R.U.N.I., Ipercapnia in capannone K (Wallace Records, 2003)

Fabio Bielli, Roberto Rizzo, Daniele Malavasi e Alessandro Ruppen, ovvero i R.U.N.I., arrivano al secondo album dopo l’apprezzato esordio su Wallace del 2001 “Il cucchiaio infernale”. All’epoca parlando della band si fece spesso e volentieri riferimento all’elemento “ironia” – termine forse così difficile da definire – rischiando così di perdere di vista la componente musicale.

“Ipercapnia in capannone K” può essere utile proprio per questo, per prendere realmente coscienza della tessitura sonora che i quattro milanesi sono in grado di imbastire e cercare di rimediare ad uno spiacevole vizio di forma che pretende di ragionare a blocchi e semplificare eccessivamente i contrasti (i R.U.N.I. sono stati i musicisti di Bugo? Allora l’equazione deve per forza portare a R.U.N.I.=Bugo).

La varietà di stili è veramente notevole, capace di passare da atmosfere Kraut nell’iniziale “Nove” ad accelerazioni indie-rock in “In autunno fogliamo”, con la voce che si fa urlo distorto e incomprensibile e il ritmo che si spezza in catarsi riflessive, tra riverberi e flussi di coscienza.

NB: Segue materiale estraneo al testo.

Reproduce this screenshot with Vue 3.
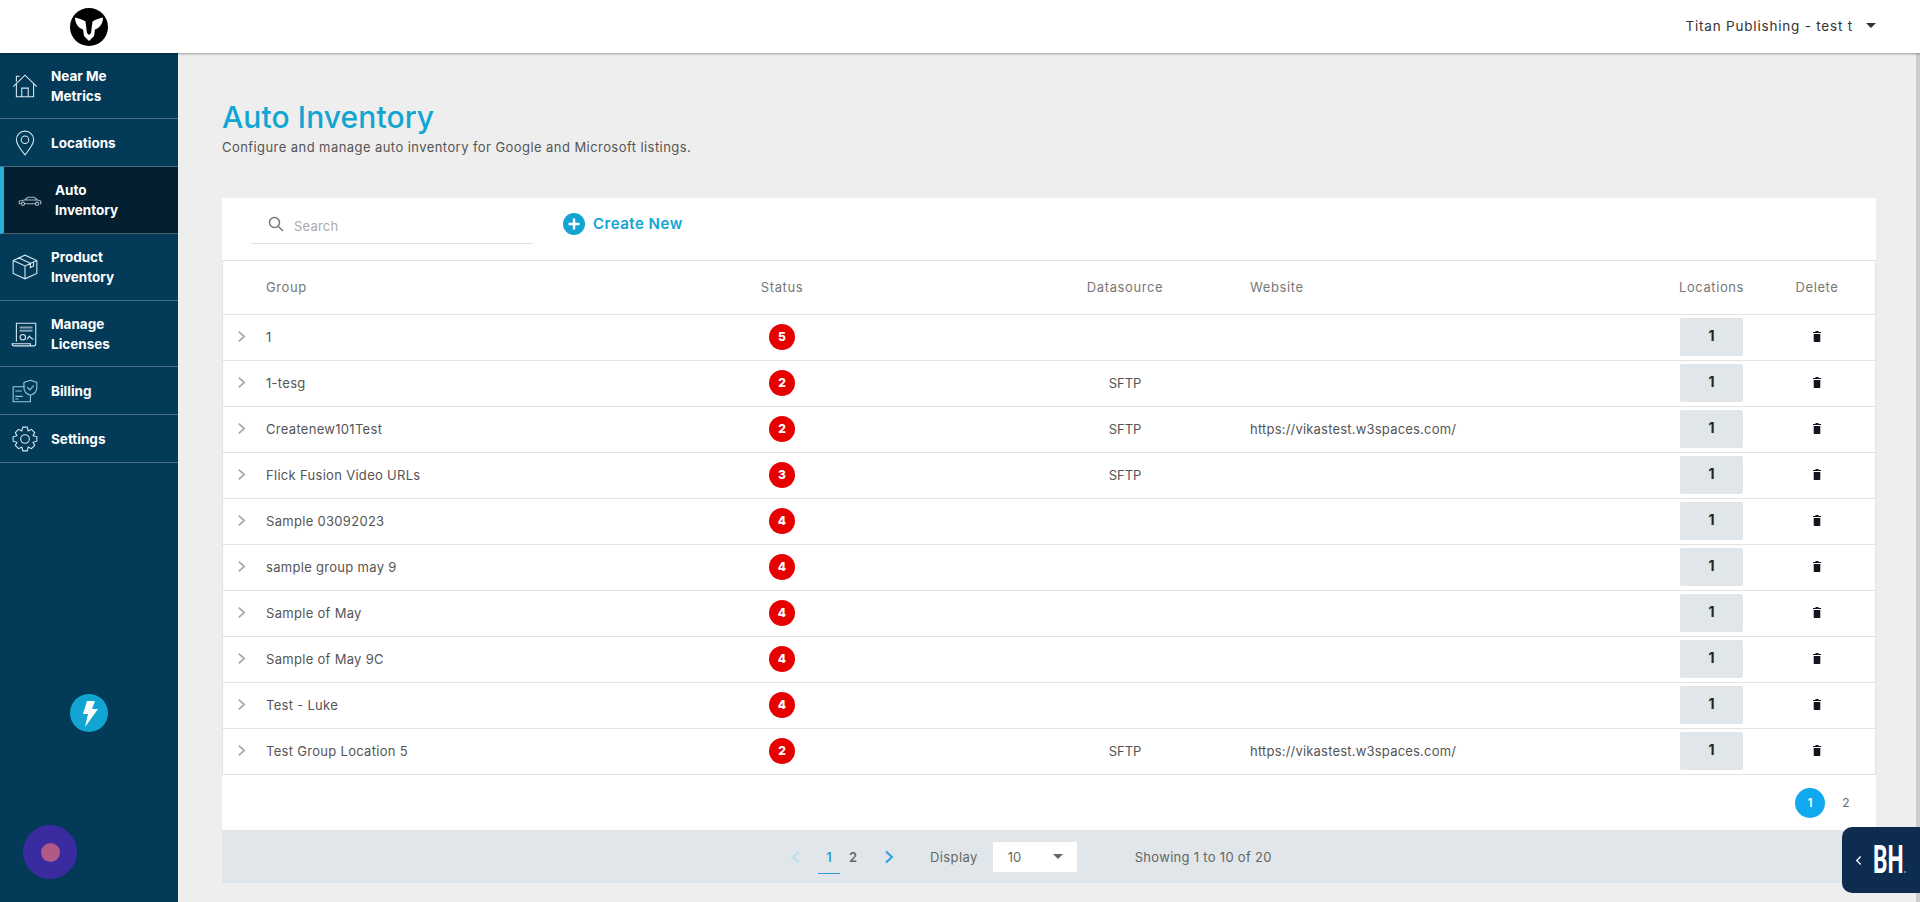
<template>
  <div class="app">
    <header class="topbar">
      <div class="logo-wrap">
        <svg class="logo" viewBox="0 0 38 38">
          <circle cx="19" cy="19" r="19" fill="#000" />
          <path d="M5 9.500C9 10 13 12 15.500 13.500L17 25l2 2 2-2 1.500-11.500C25 12 29 10 33 9.500 33 15 30 20 25 21.500L24 28l-5 5-5-5-1-6.500C8 20 5 15 5 9.500z" fill="#fff" />
        </svg>
      </div>
      <div class="account">
        <span>Titan Publishing - test t</span>
        <i class="caret"></i>
      </div>
    </header>

    <div class="body">
      <aside class="sidebar">
        <a
          v-for="item in menu"
          :key="item.key"
          class="nav-item"
          :class="[item.size, { active: item.key === 'auto' }]"
        >
          <span class="nav-icon">
            <svg v-if="item.key === 'metrics'" viewBox="0 0 26 26">
              <path d="M2 13.500 13 3l11 10.500M5 11v12h16V11M10 23v-8h6v8M5 9V4h3" />
            </svg>
            <svg v-else-if="item.key === 'locations'" viewBox="0 0 26 26">
              <path d="M13 24C8 18 5 14 5 10a8 8 0 0 1 16 0c0 4-3 8-8 14z" />
              <circle cx="13" cy="10" r="3.500" />
            </svg>
            <svg v-else-if="item.key === 'auto'" class="car" viewBox="0 0 26 26">
              <path d="M4.500 16.500H3v-2.500l5-1 3-2.500h6l3 2.500 3 1v2.500h-1M8 16.500h10M8 13h12" />
              <circle cx="6.500" cy="16.500" r="1.500" />
              <circle cx="19.500" cy="16.500" r="1.500" />
            </svg>
            <svg v-else-if="item.key === 'product'" viewBox="0 0 26 26">
              <path d="M2 7l11-5 11 5v12l-11 5-11-5zM2 7l11 5 11-5M13 12v12M7 4.500l11 5M18 9.500v4l3-1.500V8" />
            </svg>
            <svg v-else-if="item.key === 'licenses'" viewBox="0 0 26 26">
              <path d="M5 20V3h18v19a2 2 0 0 1-2 2H3a2 2 0 0 1-2-2h17v2" />
              <path d="M8 7h12M8 10h12" class="thick" />
              <circle cx="11" cy="16" r="2.500" />
              <path d="M15 18l2-3 2 2 2 1" />
            </svg>
            <svg v-else-if="item.key === 'billing'" class="billing" viewBox="0 0 26 26">
              <path d="M13 9H2v14h16v-6M4 13h6M4 18h7M4 20.500h3" />
              <path d="M18 3l6 2v5c0 4-3 6-6 7-3-1-6-3-6-7V5z" />
              <path d="M15 9.500l2.500 2.500 3.500-4" />
            </svg>
            <svg v-else viewBox="0 0 26 26">
              <path d="M11 2h4l1 3.500 3-1.500 3 3-1.500 3 3.500 1v4l-3.500 1 1.500 3-3 3-3-1.500L15 24h-4l-1-3.500L7 22l-3-3 1.500-3L2 15v-4l3.500-1L4 7l3-3 3 1.500z" />
              <circle cx="13" cy="13" r="4" />
            </svg>
          </span>
          <span class="nav-label">
            <span v-for="line in item.label" :key="line">{{ line }}</span>
          </span>
        </a>

        <div class="bolt">
          <svg viewBox="0 0 38 38">
            <path d="M17 7h8l-3 8h6L15 33l3-13h-5z" fill="#fff" />
          </svg>
        </div>
        <div class="chat"><i></i></div>
      </aside>

      <main class="main">
        <h1 class="title">Auto Inventory</h1>
        <p class="subtitle">Configure and manage auto inventory for Google and Microsoft listings.</p>

        <section class="card">
          <div class="toolbar">
            <div class="search">
              <svg viewBox="0 0 16 16">
                <circle cx="6.500" cy="6.500" r="5" />
                <path d="M10.500 10.500 15 15" />
              </svg>
              <span>Search</span>
            </div>
            <a class="create">
              <svg viewBox="0 0 22 22">
                <circle cx="11" cy="11" r="11" fill="#12a5d3" />
                <path d="M11 5.500v11M5.500 11h11" stroke="#fff" stroke-width="2.500" />
              </svg>
              <span>Create New</span>
            </a>
          </div>

          <div class="table">
            <div class="row head">
              <div class="c-group">Group</div>
              <div class="c-status">Status</div>
              <div class="c-source">Datasource</div>
              <div class="c-site">Website</div>
              <div class="c-loc">Locations</div>
              <div class="c-del">Delete</div>
            </div>
            <div v-for="row in rows" :key="row.group" class="row">
              <div class="c-group">
                <svg class="chev" viewBox="0 0 10 14"><path d="M2 1.500 8 7l-6 5.500" /></svg>
                {{ row.group }}
              </div>
              <div class="c-status"><span class="badge">{{ row.status }}</span></div>
              <div class="c-source">{{ row.source }}</div>
              <div class="c-site">{{ row.site }}</div>
              <div class="c-loc"><span class="loc-btn">1</span></div>
              <div class="c-del">
                <svg class="trash" viewBox="0 0 8 11">
                  <path d="M2.500 0h3v1H8v1H0V1h2.500zM.7 3h6.600v7.200a.8.8 0 0 1-.8.800h-5a.8.8 0 0 1-.8-.8z" />
                </svg>
              </div>
            </div>
          </div>

          <div class="pager">
            <span class="page-dot">1</span>
            <span class="page-num">2</span>
          </div>

          <div class="footer">
            <svg class="foot-chev prev" viewBox="0 0 10 14"><path d="M8 1.500 2 7l6 5.500" /></svg>
            <span class="foot-page current">1</span>
            <span class="foot-page">2</span>
            <svg class="foot-chev next" viewBox="0 0 10 14"><path d="M2 1.500 8 7l-6 5.500" /></svg>
            <span class="display">Display</span>
            <div class="select">
              <span>10</span>
              <i class="caret small"></i>
            </div>
            <span class="showing">Showing 1 to 10 of 20</span>
          </div>
        </section>
      </main>
      <div class="scrollbar"></div>
    </div>

    <div class="bh">
      <svg viewBox="0 0 8 12"><path d="M6.500 1.500 2 6l4.500 4.500" /></svg>
      <span class="bh-text">BH<em>.</em></span>
    </div>
  </div>
</template>

<script setup>
const menu = [
  { key: "metrics", label: ["Near Me", "Metrics"], size: "tall" },
  { key: "locations", label: ["Locations"], size: "short" },
  { key: "auto", label: ["Auto", "Inventory"], size: "tall" },
  { key: "product", label: ["Product", "Inventory"], size: "tall" },
  { key: "licenses", label: ["Manage", "Licenses"], size: "tall" },
  { key: "billing", label: ["Billing"], size: "short" },
  { key: "settings", label: ["Settings"], size: "short" },
];

const site = "https://vikastest.w3spaces.com/";

const rows = [
  { group: "1", status: 5, source: "", site: "" },
  { group: "1-tesg", status: 2, source: "SFTP", site: "" },
  { group: "Createnew101Test", status: 2, source: "SFTP", site },
  { group: "Flick Fusion Video URLs", status: 3, source: "SFTP", site: "" },
  { group: "Sample 03092023", status: 4, source: "", site: "" },
  { group: "sample group may 9", status: 4, source: "", site: "" },
  { group: "Sample of May", status: 4, source: "", site: "" },
  { group: "Sample of May 9C", status: 4, source: "", site: "" },
  { group: "Test - Luke", status: 4, source: "", site: "" },
  { group: "Test Group Location 5", status: 2, source: "SFTP", site },
];
</script>

<style>
html,
body {
  margin: 0;
  background: #eee;
}
</style>

<style scoped>
.app {
  position: relative;
  height: 902px;
  overflow: hidden;
  font-family: Inter, "Open Sans", sans-serif;
  color: #555;
}

.topbar {
  height: 53px;
  display: flex;
  align-items: center;
  justify-content: space-between;
  background: #fff;
  box-shadow: 0 1px 2px rgba(0, 0, 0, 0.35);
  position: relative;
  z-index: 2;
}

.logo-wrap {
  width: 178px;
  display: flex;
  justify-content: center;
}

.logo {
  width: 38px;
  height: 38px;
}

.account {
  display: flex;
  align-items: center;
  padding: 0 44px 2px 0;
  font-size: 13.500px;
  letter-spacing: 0.8px;
  color: #333;
}

.caret {
  display: inline-block;
  width: 0;
  height: 0;
  margin-left: 13px;
  border-left: 5px solid transparent;
  border-right: 5px solid transparent;
  border-top: 5px solid #333;
}

.caret.small {
  margin-left: 0;
  border-top-color: #666;
}

.body {
  display: flex;
  height: 849px;
}

.sidebar {
  position: relative;
  width: 178px;
  flex-shrink: 0;
  background: #033a58;
}

.nav-item {
  display: flex;
  align-items: center;
  box-sizing: border-box;
  border-bottom: 1px solid rgba(255, 255, 255, 0.28);
  color: #fff;
  font-size: 13.500px;
  font-weight: 700;
  line-height: 20px;
  padding-left: 11px;
}

.nav-item.tall {
  height: 67px;
}

.nav-item.short {
  height: 48px;
}

.nav-item:nth-child(1) {
  height: 66px;
}

.nav-item:nth-child(5) {
  height: 66px;
}

.nav-item.active {
  background: #041f30;
  border-left: 4px solid #2ab0d8;
  padding-left: 10px;
}

.nav-icon {
  width: 28px;
  height: 28px;
  margin-right: 12px;
  flex-shrink: 0;
}

.nav-icon svg {
  display: block;
  width: 100%;
  height: 100%;
  fill: none;
  stroke: #d8eaf2;
  stroke-width: 1;
}

.nav-icon .car {
  stroke: #a9b8c0;
  margin-left: 2px;
}

.nav-icon .billing {
  stroke: #8fcbe0;
}

.nav-icon .thick {
  stroke-width: 2;
  opacity: 0.6;
}

.active .nav-label {
  margin-left: 1px;
}

.nav-label span {
  display: block;
}

.bolt {
  position: absolute;
  left: 70px;
  top: 641px;
  width: 38px;
  height: 38px;
  border-radius: 50%;
  background: #12a5d3;
}

.bolt svg {
  display: block;
}

.chat {
  position: absolute;
  left: 23px;
  top: 772px;
  width: 54px;
  height: 54px;
  border-radius: 50%;
  background: #3a2ba0;
  display: flex;
  align-items: center;
  justify-content: center;
}

.chat i {
  width: 19px;
  height: 19px;
  border-radius: 50%;
  background: #b05a85;
}

.main {
  flex: 1;
  min-width: 0;
  padding: 46px 40px 0 44px;
}

.title {
  margin: 0;
  font-size: 30px;
  line-height: 36px;
  font-weight: 500;
  letter-spacing: 0.1px;
  color: #12a5d3;
}

.subtitle {
  margin: 2px 0 0;
  font-size: 13px;
  line-height: 20px;
  color: #555;
  letter-spacing: 0.43px;
}

.card {
  margin-top: 41px;
  background: #fff;
}

.toolbar {
  height: 62px;
  display: flex;
  box-sizing: border-box;
}

.search {
  width: 282px;
  height: 46px;
  margin-left: 29px;
  box-sizing: border-box;
  border-bottom: 1px solid #e4e4e4;
  display: flex;
  align-items: center;
  padding: 10px 0 0 17px;
  font-size: 13px;
  letter-spacing: 0.2px;
  color: #aaa;
}

.search svg {
  width: 16px;
  height: 16px;
  margin: -4px 10px 0 0;
  fill: none;
  stroke: #777;
  stroke-width: 1.500;
}

.create {
  display: flex;
  align-items: center;
  height: 51px;
  margin-left: 30px;
  font-size: 15px;
  font-weight: 600;
  letter-spacing: 0.5px;
  color: #12a5d3;
}

.create svg {
  width: 22px;
  height: 22px;
  margin-right: 8px;
}

.table {
  border: 1px solid #e2e2e2;
  border-bottom: none;
}

.row {
  display: grid;
  grid-template-columns: 509px 100px 418px 430px 63px 133px;
  align-items: center;
  height: 46px;
  padding-bottom: 2px;
  box-sizing: border-box;
  border-bottom: 1px solid #e2e2e2;
  font-size: 13px;
  color: #555;
}

.row.head {
  height: 54px;
  color: #777;
  letter-spacing: 0.6px;
}

.c-group {
  position: relative;
  padding-left: 43px;
  letter-spacing: 0.3px;
}

.head .c-group,
.head .c-site {
  letter-spacing: 0.6px;
}

.chev {
  position: absolute;
  left: 14px;
  top: 50%;
  width: 9px;
  height: 13px;
  margin-top: -6.500px;
  fill: none;
  stroke: #aaa;
  stroke-width: 2;
}

.c-status {
  text-align: center;
}

.badge {
  display: inline-block;
  width: 26px;
  height: 26px;
  border-radius: 50%;
  background: #e60000;
  color: #fff;
  font-size: 12px;
  font-weight: 800;
  line-height: 26px;
  vertical-align: middle;
}

.c-source {
  padding: 0 65px 0 233px;
  text-align: center;
}

.c-site {
  letter-spacing: 0.2px;
}

.c-loc {
  text-align: center;
  white-space: nowrap;
}

.head .c-loc {
  display: flex;
  justify-content: center;
}

.loc-btn {
  display: block;
  height: 38px;
  margin-top: 1px;
  border-radius: 2px;
  background: #e0e6e9;
  color: #222;
  font-size: 14px;
  font-weight: 700;
  line-height: 36px;
}

.c-del {
  padding-left: 15px;
  text-align: center;
}

.trash {
  display: inline-block;
  width: 8px;
  height: 11px;
  margin-bottom: 2px;
  vertical-align: middle;
  fill: #14141f;
}

.pager {
  height: 55px;
  display: flex;
  align-items: center;
  justify-content: flex-end;
  padding-right: 15px;
  font-size: 12px;
}

.page-dot {
  width: 30px;
  height: 30px;
  border-radius: 50%;
  background: #10a8ee;
  color: #fff;
  font-weight: 600;
  line-height: 30px;
  text-align: center;
}

.page-num {
  width: 30px;
  margin-left: 6px;
  text-align: center;
  color: #666;
}

.footer {
  height: 53px;
  display: flex;
  align-items: center;
  background: #e0e6e9;
  font-size: 13px;
  color: #666;
  padding-left: 569px;
}

.foot-chev {
  width: 10px;
  height: 14px;
  fill: none;
  stroke-width: 2;
}

.foot-chev.prev {
  stroke: #bcdcef;
}

.foot-chev.next {
  stroke: #2f9fd8;
  margin: 0 36px 0 20px;
}

.foot-page {
  position: relative;
  width: 22px;
  margin-left: 2px;
  text-align: center;
  font-weight: 600;
}

.foot-page.current {
  margin-left: 17px;
  color: #2f9fd8;
}

.foot-page.current::after {
  content: "";
  position: absolute;
  left: 0;
  right: 0;
  top: 24px;
  border-bottom: 1px solid #2f9fd8;
}

.display {
  letter-spacing: 0.4px;
}

.select {
  width: 84px;
  height: 30px;
  margin-left: 15px;
  box-sizing: border-box;
  background: #fff;
  display: flex;
  align-items: center;
  justify-content: space-between;
  padding: 0 14px 0 15px;
}

.showing {
  margin-left: 58px;
  letter-spacing: 0.3px;
}

.scrollbar {
  width: 4px;
  flex-shrink: 0;
  background: #ccc;
}

.bh {
  position: absolute;
  right: 0;
  top: 827px;
  width: 78px;
  height: 66px;
  box-sizing: border-box;
  border-radius: 10px 0 0 10px;
  background: #0d2c50;
  color: #fff;
  display: flex;
  align-items: center;
  padding-left: 13px;
  overflow: hidden;
}

.bh svg {
  flex-shrink: 0;
  width: 7px;
  height: 11px;
  fill: none;
  stroke: #fff;
  stroke-width: 1.500;
}

.bh-text {
  flex-shrink: 0;
  margin-left: 11px;
  font-family: Roboto, sans-serif;
  font-size: 38px;
  font-weight: 700;
  transform: scaleX(0.6);
  transform-origin: left center;
  white-space: nowrap;
}

.bh-text em {
  font-size: 14px;
  font-style: normal;
  color: #9ab;
}
</style>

In “Giardini di Rho (hinterland)” la lirica stralunata entra in contrasto con un ritmo che sembra voler portare avanti una poetica dello piazzamento, tra sobbalzi art-rock e improvvise cavalcate strumentali.

Distorsioni e ossessività accompagnano il cantato monotono che in “Mi ammacco” afferma “La bellezza delle ragazze è nelle mie mani”, in “Il mondo dei trulli è dentro di me!” e “Non mi sei mai piaciuta” si fa largo un funk post-industriale, devastato e attorniato dal rumore, che ricorda da vicino episodi new wave come Gang of Four. Direttamente dallo Studio 54 (con aggiunta di fiati) arriva “Imbocca il down tedesco”, mentre i riverberi elettronici di “Humus aus” portano alla mente le atmosfere tecnocratiche dell’area tedesca.

L’album si chiude sulla frenesia spezzata e rallentata di “L’aria frigge”. Insomma, un piccolo bignami degli ultimi vent’anni di musica, in un album intelligente e che mostra la maturità raggiunta dalla band, il “gruppo pop della Wallace”. Un’ottima occasione per avvicinarsi alla scena indipendente italiana e rendersi conto di quanto forte sia il pregiudizio che la accompagna. Sempre tenendo a mente la lezione di ironia dei R.U.N.I. (che in alcuni momenti ricordano da vicino i Devo), ovvio, ma senza farsi obnubilare da questo. Insomma, sicuramente un album divertente, ma più che altro un album nel quale si percepisce al volo il divertimento di chi l’ha composto. E questo non è veramente una cosa scontata.